Entertainment

Review: 'War' misses the mark

Review: 'War' misses the mark

Film: War
Director: Siddarth Anand
Cast: Hrithik Roshan, Tiger Shroff, Vaani Kapoor and Ashutosh Rana
Stars: 2 out of 5

A day before Hrithik Roshan and Tiger Shroff’s action bonanza War was perched to release in the cinemas worldwide, its hunky lead stars implored their fans and critics not to reveal its story or blow the lid on spoilers.

Their fears were spectacularly unfounded. What story? What spoilers?

Even if this journalist truly wanted to give the proverbial farm away and tear this sinewy muscle-fuelled action caper apart, she would be clutching at straws. Unlike its beefed-up heroes, there’s no meat in here.

Two dishy dreamboats Kabir (Roshan) and Khalid (Shroff) play a pair of accomplished lethal Indian agents on a mission to obliterate a terrorist kingpin. Their convoluted assignment — involving guns, goons and gore — takes us across the globe in such rapid progression that your head will spin. Forget spoilers, jet lag anyone? In fact, Hollywood’s superspy James Bond might even hang his designer shoes in shame, after witnessing Khalid and Kabir’s (K & K) whirlwind secret operations that blow up in different exotic locations such as Portugal, Morrocco and Amalfi Coast in Italy.

War, directed by Siddarth Anand, is a spectacularly tedious exercise revolving around brawny agents who love the bloody sport of pummelling each other to the ground or indulging in one-upmanship. Don’t get us wrong here. The action sequences are swish and spectacular, but after a point it just looks like the boys are showing off.

If you have Hrithik Roshan’s character, Kabir, doing a slow-motion walk with thunderous music and fire explosions going off behind him, Khalid — his junior colleague — gets a mini explosion and a chance to show his skills on a souped up bike.
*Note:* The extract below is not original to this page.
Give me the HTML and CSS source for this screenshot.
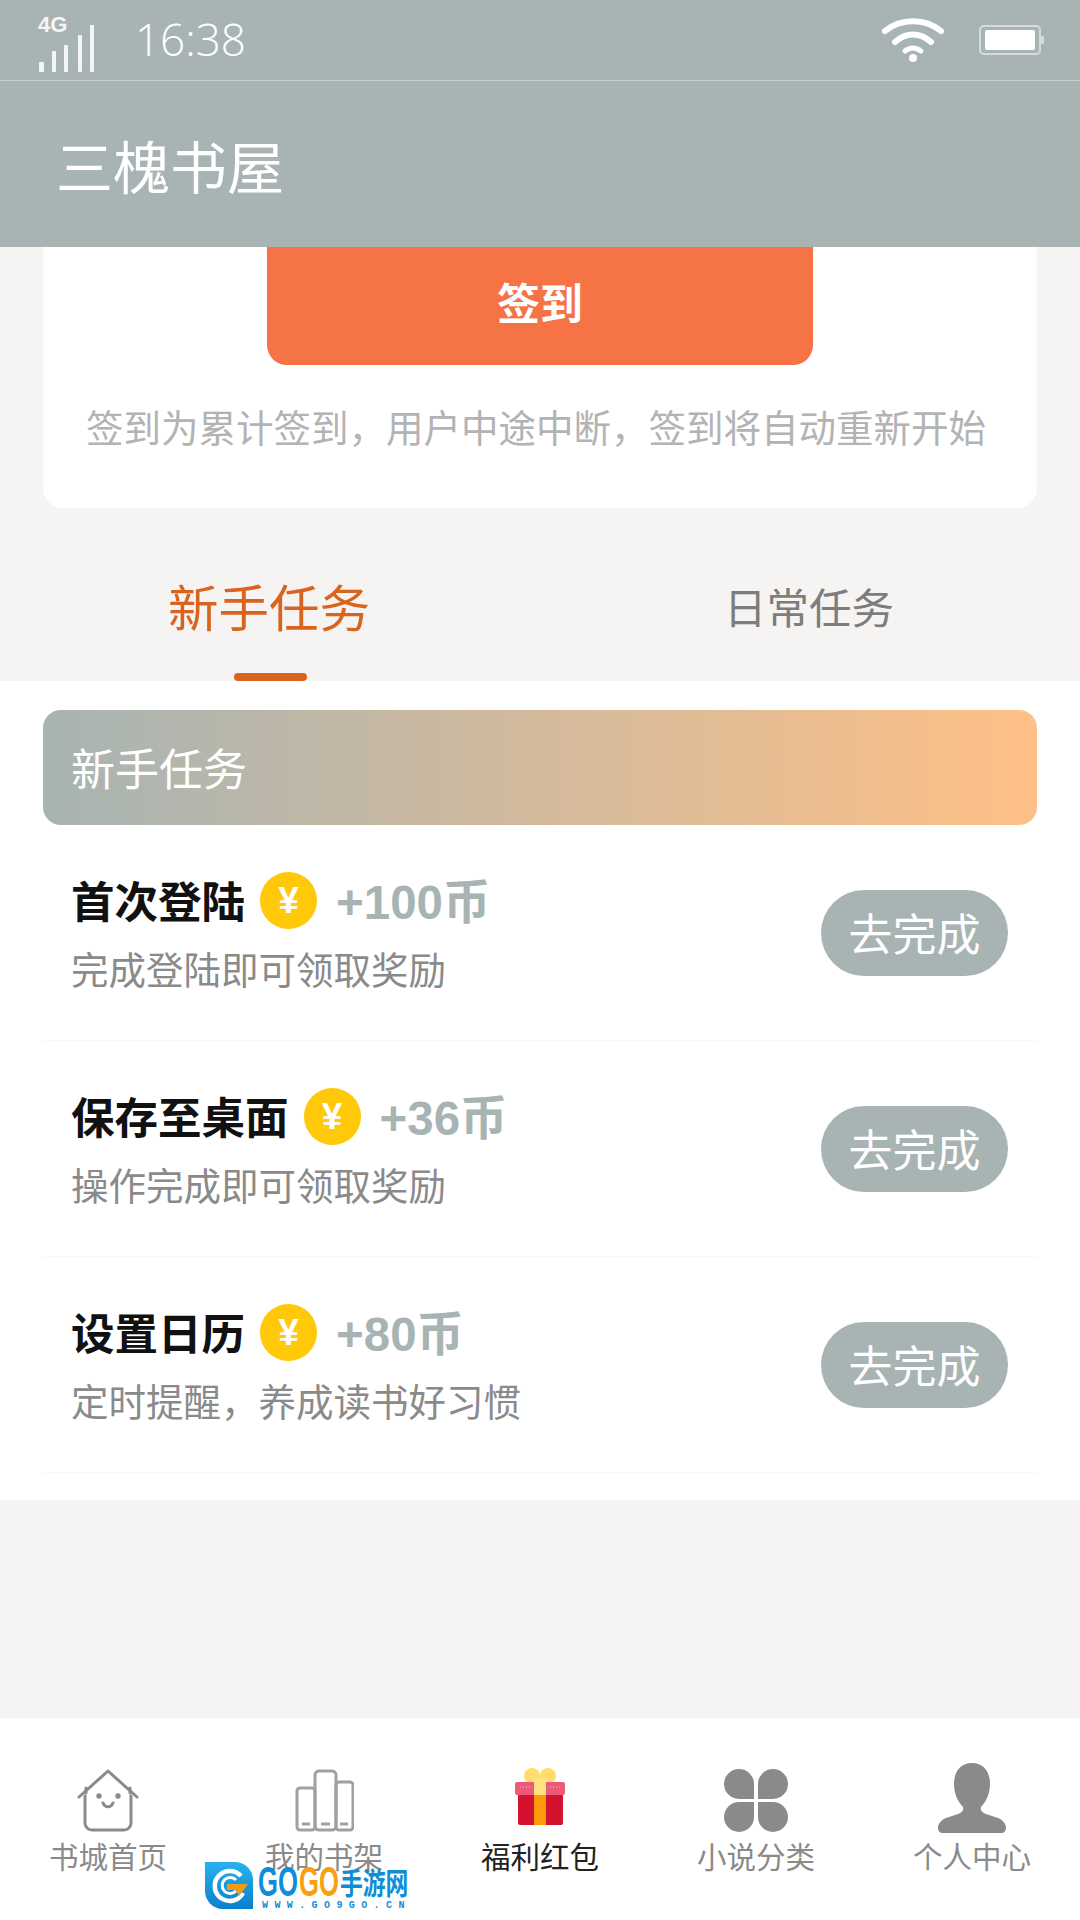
FILE: index.html
```html
<!DOCTYPE html>
<html lang="zh-CN">
<head>
  <meta charset="UTF-8">
  <title>三槐书屋</title>
  <link rel="stylesheet" href="styles.css">
</head>
<body>
  <div class="top">
    <div class="status">
      <div class="signal">
        <span class="net">4G</span>
        <svg class="bars" width="58" height="47" viewBox="0 0 58 47" fill="#f4f6f6">
          <rect x="2" y="37" width="5" height="10" rx="1"/>
          <rect x="15" y="26" width="4" height="21" rx="1"/>
          <rect x="27" y="20" width="4" height="27" rx="1"/>
          <rect x="41" y="10" width="4" height="37" rx="1"/>
          <rect x="53" y="0" width="4" height="47" rx="1"/>
        </svg>
      </div>
      <span class="time">16:38</span>
      <div class="status-right">
        <svg width="64" height="46" viewBox="0 0 64 46" fill="none" stroke="#fff" stroke-linecap="round">
          <path d="M4 14C20 1 44 1 60 14" stroke-width="6"/>
          <path d="M14 25C25 15 39 15 50 25" stroke-width="6"/>
          <path d="M24 34C29 30 35 30 40 34" stroke-width="5"/>
          <circle cx="32" cy="41" r="4" fill="#fff" stroke="none"/>
        </svg>
        <svg width="66" height="30" viewBox="0 0 66 30">
          <rect x="1" y="1" width="60" height="28" rx="4" fill="none" stroke="#d5dddc" stroke-width="2"/>
          <rect x="6" y="5" width="50" height="20" rx="2" fill="#fff"/>
          <rect x="62" y="11" width="3" height="8" rx="1" fill="#d5dddc"/>
        </svg>
      </div>
    </div>
    <div class="title">三槐书屋</div>
  </div>

  <div class="sign-card">
    <button class="sign-btn">签到</button>
    <p class="sign-note">签到为累计签到，用户中途中断，签到将自动重新开始</p>
  </div>

  <div class="tabs">
    <div class="tab active">新手任务</div>
    <div class="tab">日常任务</div>
  </div>

  <div class="panel">
    <div class="banner">新手任务</div>

    <div class="task">
      <div class="task-info">
        <div class="task-head">
          <span class="task-name">首次登陆</span>
          <span class="coin">¥</span>
          <span class="reward">+100币</span>
        </div>
        <div class="task-desc">完成登陆即可领取奖励</div>
      </div>
      <button class="go-btn">去完成</button>
    </div>

    <div class="task">
      <div class="task-info">
        <div class="task-head">
          <span class="task-name">保存至桌面</span>
          <span class="coin">¥</span>
          <span class="reward">+36币</span>
        </div>
        <div class="task-desc">操作完成即可领取奖励</div>
      </div>
      <button class="go-btn">去完成</button>
    </div>

    <div class="task">
      <div class="task-info">
        <div class="task-head">
          <span class="task-name">设置日历</span>
          <span class="coin">¥</span>
          <span class="reward">+80币</span>
        </div>
        <div class="task-desc">定时提醒，养成读书好习惯</div>
      </div>
      <button class="go-btn">去完成</button>
    </div>
  </div>

  <div class="spacer"></div>

  <div class="nav">
    <div class="nav-item">
      <svg width="64" height="66" viewBox="0 0 64 66" fill="none" stroke="#8a8a8a" stroke-width="3" stroke-linejoin="round" stroke-linecap="round">
        <path d="M3 31 32 5l29 26"/>
        <path d="M9 30v27a7 7 0 0 0 7 7h32a7 7 0 0 0 7-7V30"/>
        <path d="M10 22v5M54 22v5"/>
        <path d="M27 37c2 5 8 5 10 0"/>
        <circle cx="23" cy="30" r="1.2" fill="#8a8a8a"/>
        <circle cx="42" cy="30" r="1.2" fill="#8a8a8a"/>
      </svg>
      <span>书城首页</span>
    </div>
    <div class="nav-item">
      <svg width="60" height="66" viewBox="0 0 60 66" fill="none" stroke="#a0a0a0" stroke-width="3">
        <rect x="3" y="22" width="18" height="42" rx="3"/>
        <rect x="21" y="5" width="21" height="59" rx="4"/>
        <rect x="42" y="16" width="17" height="48" rx="3"/>
        <path d="M8 58h8M27 58h9M46 58h8"/>
      </svg>
      <span>我的书架</span>
    </div>
    <div class="nav-item current">
      <svg width="52" height="66" viewBox="0 0 52 66">
        <circle cx="18" cy="10" r="8" fill="#ffdc6e"/>
        <circle cx="34" cy="10" r="8" fill="#ffdc6e"/>
        <rect x="4" y="28" width="45" height="31" rx="2" fill="#d2122e"/>
        <rect x="1" y="16" width="50" height="13" rx="2" fill="#ec5a78"/>
        <path d="M6 21h10M36 21h10" stroke="#fff" stroke-opacity=".7" stroke-width="1" stroke-dasharray="1 2"/>
        <rect x="20" y="29" width="12" height="30" fill="#fb9a0a"/>
        <rect x="20" y="12" width="12" height="17" fill="#ffe27f"/>
      </svg>
      <span>福利红包</span>
    </div>
    <div class="nav-item">
      <svg width="64" height="66" viewBox="0 -3 64 66" fill="#8a8a8a">
        <path d="M30 30H15A15 15 0 1 1 30 15z"/>
        <path d="M34 30h15A15 15 0 1 0 34 15z"/>
        <path d="M30 33H15a15 15 0 1 0 15 15z"/>
        <path d="M34 33h15a15 15 0 1 1-15 15z"/>
      </svg>
      <span>小说分类</span>
    </div>
    <div class="nav-item">
      <svg class="person" width="68" height="70" viewBox="0 0 68 70" fill="#8a8a8a">
        <path d="M34 0c11 0 18 8 18 21 0 11-5 19-9 23-1 3 1 6 5 7l12 4c5 2 8 6 8 10 0 3-2 5-5 5H5c-3 0-5-2-5-5 0-4 3-8 8-10l12-4c4-1 6-4 5-7-4-4-9-12-9-23C16 8 23 0 34 0z"/>
      </svg>
      <span>个人中心</span>
    </div>
  </div>

  <div class="watermark">
    <svg width="48" height="47" viewBox="0 0 48 47">
      <defs>
        <linearGradient id="wmLogo" x1="0" y1="0" x2="0" y2="1">
          <stop offset="0" stop-color="#27b2ee"/>
          <stop offset="1" stop-color="#0a80cc"/>
        </linearGradient>
      </defs>
      <path d="M0 0h30c10 0 18 8 18 18v29H18C8 47 0 39 0 29z" fill="url(#wmLogo)"/>
      <path d="M36 14A15 15 0 1 0 38 31" fill="none" stroke="#fff" stroke-width="4.5"/>
      <path d="M31 18A8 8 0 1 0 31 29" fill="none" stroke="#fff" stroke-width="3"/>
      <path d="M22 22h21l-9 12-3-6h-9z" fill="#f59a13"/>
    </svg>
    <div class="wm-text">
      <div class="wm-name">
        <span class="wm-go">GO</span>
        <span class="wm-go wm-orange">GO</span>
        <span class="wm-cn">手游网</span>
      </div>
      <div class="wm-url">WWW.GO9GO.CN</div>
    </div>
  </div>
</body>
</html>
```

FILE: styles.css
```css
* {
  box-sizing: border-box;
}
body {
  margin: 0;
  width: 1080px;
  height: 1920px;
  display: flex;
  flex-direction: column;
  position: relative;
  overflow: hidden;
  background-color: #f6f4f2;
  font-family: "Noto Sans CJK SC", "Noto Sans", sans-serif;
}
button {
  font-family: inherit;
  border: none;
  padding: 0;
}

.top {
  background-color: #a7b4b3;
  color: #fff;
  height: 247px;
}
.status {
  height: 81px;
  border-bottom: 1px solid #c4cfcd;
  display: flex;
  align-items: center;
  padding: 0 35px 0 37px;
}
.signal {
  width: 98px;
  height: 58px;
  position: relative;
}
.net {
  position: absolute;
  left: 1px;
  top: 3px;
  font-family: "Liberation Sans", sans-serif;
  font-size: 22px;
  line-height: 22px;
  font-weight: bold;
  color: #f4f6f6;
}
.bars {
  position: absolute;
  left: 0;
  top: 14px;
}
.time {
  font-family: "Open Sans", sans-serif;
  font-weight: 300;
  font-size: 44px;
  line-height: 1;
  margin-bottom: 2px;
}
.status-right {
  margin-left: auto;
  display: flex;
  align-items: center;
  gap: 34px;
}
.title {
  font-size: 57px;
  line-height: 166px;
  padding-left: 56px;
}

.sign-card {
  margin: 0 43px;
  height: 261px;
  background: #fff;
  border-radius: 0 0 20px 20px;
  display: flex;
  flex-direction: column;
  align-items: center;
}
.sign-btn {
  width: 546px;
  height: 118px;
  padding-bottom: 10px;
  background: #f67345;
  color: #fff;
  font-size: 43px;
  font-weight: bold;
  border-radius: 0 0 20px 20px;
}
.sign-note {
  margin: 36px 0 0;
  padding-right: 8px;
  font-size: 37.5px;
  line-height: 50px;
  color: #b3b3b3;
  white-space: nowrap;
}

.tabs {
  height: 173px;
  display: flex;
  justify-content: space-between;
  padding: 30px 185px 0 167px;
}
.tab {
  position: relative;
  font-size: 42.5px;
  line-height: 133px;
  color: #7d7d7d;
  border: 1px solid #f4f2f0;
  height: 136px;
}
.tab.active {
  font-size: 50.5px;
  color: #d9641f;
}
.tab.active::after {
  content: "";
  position: absolute;
  left: 66px;
  bottom: -8px;
  width: 73px;
  height: 8px;
  border-radius: 4px;
  background: #d9641f;
}

.panel {
  background: #fff;
  height: 819px;
  padding: 29px 43px 0;
}
.banner {
  height: 115px;
  border-radius: 18px;
  background: linear-gradient(to right, #a7b4b3, #ffc086);
  color: #fff;
  font-size: 44px;
  line-height: 115px;
  padding-left: 28px;
}
.task {
  height: 216px;
  display: flex;
  align-items: center;
  justify-content: space-between;
  border-bottom: 1px solid #f8f8f8;
  padding: 0 29px 0 28px;
}
.task-head {
  display: flex;
  align-items: center;
  height: 60px;
}
.task-name {
  font-size: 43.5px;
  font-weight: bold;
  color: #111;
  margin-bottom: 6px;
}
.coin {
  width: 57px;
  height: 57px;
  border-radius: 50%;
  background: #ffc90a;
  color: #fff;
  font-family: "Liberation Sans", sans-serif;
  font-size: 37px;
  font-weight: bold;
  text-align: center;
  line-height: 57px;
  margin: -4px 19px 0 15px;
}
.reward {
  font-family: "Liberation Sans", "Noto Sans CJK SC", sans-serif;
  font-size: 47.5px;
  font-weight: bold;
  color: #a7b4b3;
  margin-bottom: 8px;
}
.task-desc {
  margin-top: 11px;
  font-size: 37.5px;
  line-height: 50px;
  color: #8a8a8a;
  white-space: nowrap;
}
.go-btn {
  width: 187px;
  height: 86px;
  padding-bottom: 2px;
  border-radius: 43px;
  background: #a7b4b3;
  color: #fff;
  font-size: 44px;
}

.spacer {
  flex: 1;
}
.nav {
  height: 202px;
  background: #fff;
  display: flex;
}
.nav-item {
  width: 216px;
  padding-top: 48px;
  display: flex;
  flex-direction: column;
  align-items: center;
  font-size: 29.5px;
  line-height: 40px;
  color: #8a8a8a;
  gap: 3px;
}
.nav-item svg {
  display: block;
}
.nav-item .person {
  margin-top: -3px;
  margin-bottom: -1px;
}
.nav-item.current {
  color: #222;
}

.watermark {
  position: absolute;
  left: 205px;
  top: 1862px;
  display: flex;
  gap: 5px;
}
.wm-text {
  width: 150px;
}
.wm-name {
  display: flex;
  height: 39px;
  align-items: center;
  white-space: nowrap;
}
.wm-go {
  width: 41px;
  font-family: "Liberation Sans", sans-serif;
  font-size: 42px;
  line-height: 39px;
  font-weight: bold;
  color: #0e8ed8;
  transform: scaleX(0.61);
  transform-origin: left center;
}
.wm-orange {
  color: #f9a011;
}
.wm-cn {
  font-size: 30px;
  line-height: 39px;
  font-weight: bold;
  color: #0e8ed8;
  transform: scaleX(0.76);
  transform-origin: left center;
}
.wm-url {
  padding-left: 4px;
  font-family: "Liberation Mono", monospace;
  font-size: 10px;
  line-height: 9px;
  font-weight: bold;
  letter-spacing: 6.4px;
  color: #0e8ed8;
  white-space: nowrap;
}
```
Out of the two men, it’s the relatively experienced Roshan who shines. He’s perfectly cast as an agent who goes rogue and jumps to the dark side. Shroff, who looks up to him, comes off as a rookie agent. When it comes to stye and swagger, it’s Roshan’s sanguine deadly looks that save the day. Their face-off lacks steam and their on-screen battles of outwitting each other feels tedious after a point.

Vaani Kapoor, who plays a painfully predictable role as Naina — a nubile acrobatic Indian dancer in Europe — has scant little to do and her chemistry with Kabir — a brooding Roshan — is nothing to write home about. Their star-crossed union leaves you unmoved, but her washboard abs are truly drool-worthy.

Credit is also due to Anand and team for coming up with ingenious ways of showcasing stunts in the harshest of terrains. The car chase sequences on snow-filled roads were a sight to behold, just like the bodacious lead players. At one point, Shroff also takes off his shirt before beating his opponent to a pulp. Why he did so is anybody’s guess, but it made the long drawn-out duel scene more bearable.

If perfectly-timed stunts and explosions of souped-up cars can appease your soul, then give War a shot. Otherwise, it’s merely a battle of the brawny boys with questionable brains. The real casualty? The viewers who feel the trauma of sitting through this crazy action misfire.